David Pérez

Personal information
- Full name: David Pérez Asensio
- Date of birth: 27 September 1982 (age 42)
- Place of birth: Madrid, Spain

Managerial career
- Years: Team
- 2009–2011: UD Móstoles (youth)
- 2011–2013: Ciudad de Móstoles (youth)
- 2013–2018: Móstoles URJC (youth)
- 2018–2019: Anhui Titi Sport
- 2019–2021: Alcorcón (youth)
- 2021–2022: Verdes
- 2022–2024: Belize

= David Pérez (football manager) =

Spanish football manager

David Pérez Asensio (born 27 September 1982) is a Spanish football manager, previously managed the Belize national team and Verdes FC.

==Managerial career==
Born in Madrid, Pérez's first foray into management was with Preferente de Madrid side Móstoles URJC in 2012. In the 2013–14 season, Pérez and his Móstoles side achieved promotion to the Tercera División.
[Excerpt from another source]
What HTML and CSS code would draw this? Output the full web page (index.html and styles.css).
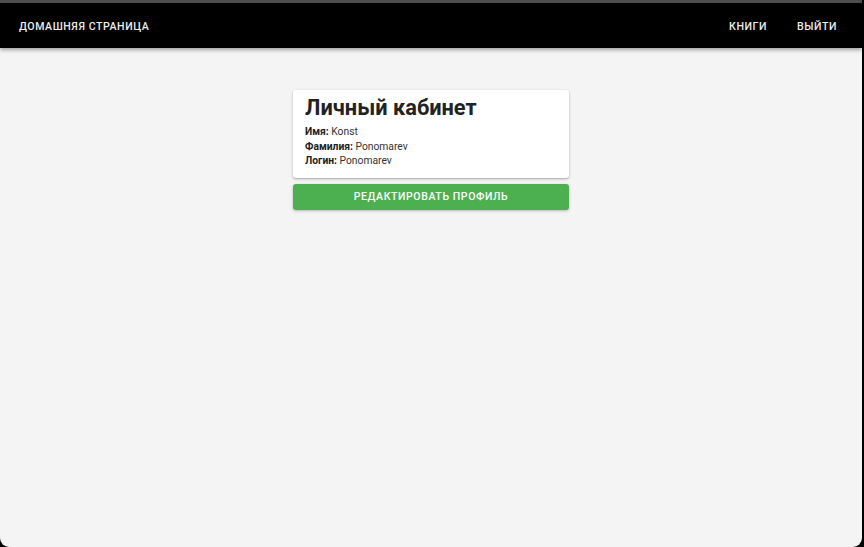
FILE: index.html
```html
<!DOCTYPE html>
<html lang="ru">
<head>
<meta charset="utf-8">
<title>Личный кабинет</title>
<link rel="stylesheet" href="styles.css">
</head>
<body>
<div class="window">
  <header class="appbar">
    <a class="nav-link home">Домашняя страница</a>
    <nav class="nav-right">
      <a class="nav-link">Книги</a>
      <a class="nav-link">Выйти</a>
    </nav>
  </header>
  <main class="content">
    <section class="profile">
      <div class="card">
        <h1 class="title">Личный кабинет</h1>
        <p class="field"><b>Имя:</b> Konst</p>
        <p class="field"><b>Фамилия:</b> Ponomarev</p>
        <p class="field"><b>Логин:</b> Ponomarev</p>
      </div>
      <button class="edit-btn">Редактировать профиль</button>
    </section>
  </main>
</div>
</body>
</html>
```
FILE: styles.css
```css
html, body {
  margin: 0;
  padding: 0;
  height: 100%;
  background: #000;
  overflow: hidden;
}
body {
  font-family: Roboto, "Noto Sans", sans-serif;
}
.window {
  width: 862px;
  height: 547px;
  box-sizing: border-box;
  border-top: 3px solid #4d4d4d;
  background: #f4f4f4;
  border-radius: 0 0 9px 9px;
  overflow: hidden;
  display: flex;
  flex-direction: column;
}
.appbar {
  height: 45px;
  flex: none;
  box-sizing: border-box;
  background: #000;
  display: flex;
  align-items: center;
  justify-content: space-between;
  padding: 2px 25px 0 19px;
  box-shadow: 0 2px 4px rgba(0,0,0,0.35);
  position: relative;
  z-index: 1;
}
.nav-link {
  color: #ececec;
  font-size: 10.6px;
  font-weight: 500;
  letter-spacing: 0.55px;
  text-transform: uppercase;
}
.nav-right {
  display: flex;
  gap: 30px;
}
.content {
  flex: 1;
  display: flex;
  justify-content: center;
  padding-top: 42px;
}
.profile {
  width: 276px;
  display: flex;
  flex-direction: column;
  gap: 6px;
}
.card {
  background: #fff;
  border-radius: 3px;
  box-shadow: 0 1px 3px rgba(0,0,0,0.25), 0 1px 1px rgba(0,0,0,0.1);
  padding: 5px 12px 9px;
  color: #222;
}
.title {
  margin: 0 0 5px;
  font-size: 21.8px;
  font-weight: 700;
  line-height: 25px;
  color: #222;
}
.field {
  margin: 0;
  font-size: 10.3px;
  line-height: 14.5px;
  color: #333;
}
.field b {
  font-weight: 700;
  color: #222;
}
.edit-btn {
  height: 26px;
  border: none;
  border-radius: 3px;
  background: #4caf50;
  color: #fff;
  font-family: Roboto, "Noto Sans", sans-serif;
  font-size: 10.5px;
  font-weight: 500;
  letter-spacing: 0.6px;
  text-transform: uppercase;
  box-shadow: 0 1px 3px rgba(0,0,0,0.25);
  padding: 0;
}
```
In 2018, Pérez moved to China to manage Anhui Titi Sport, staying in the country until mid-2019. Ahead of the 2019–20 season, Pérez returned to Spain to work as a youth coach for Alcorcón.

In July 2021, Pérez was confirmed as manager of Premier League of Belize club Verdes. In January 2022, Pérez was announced as manager of the Belize national team. Following his appointment, Pérez confirmed he would continue as Verdes manager alongside his national team duties.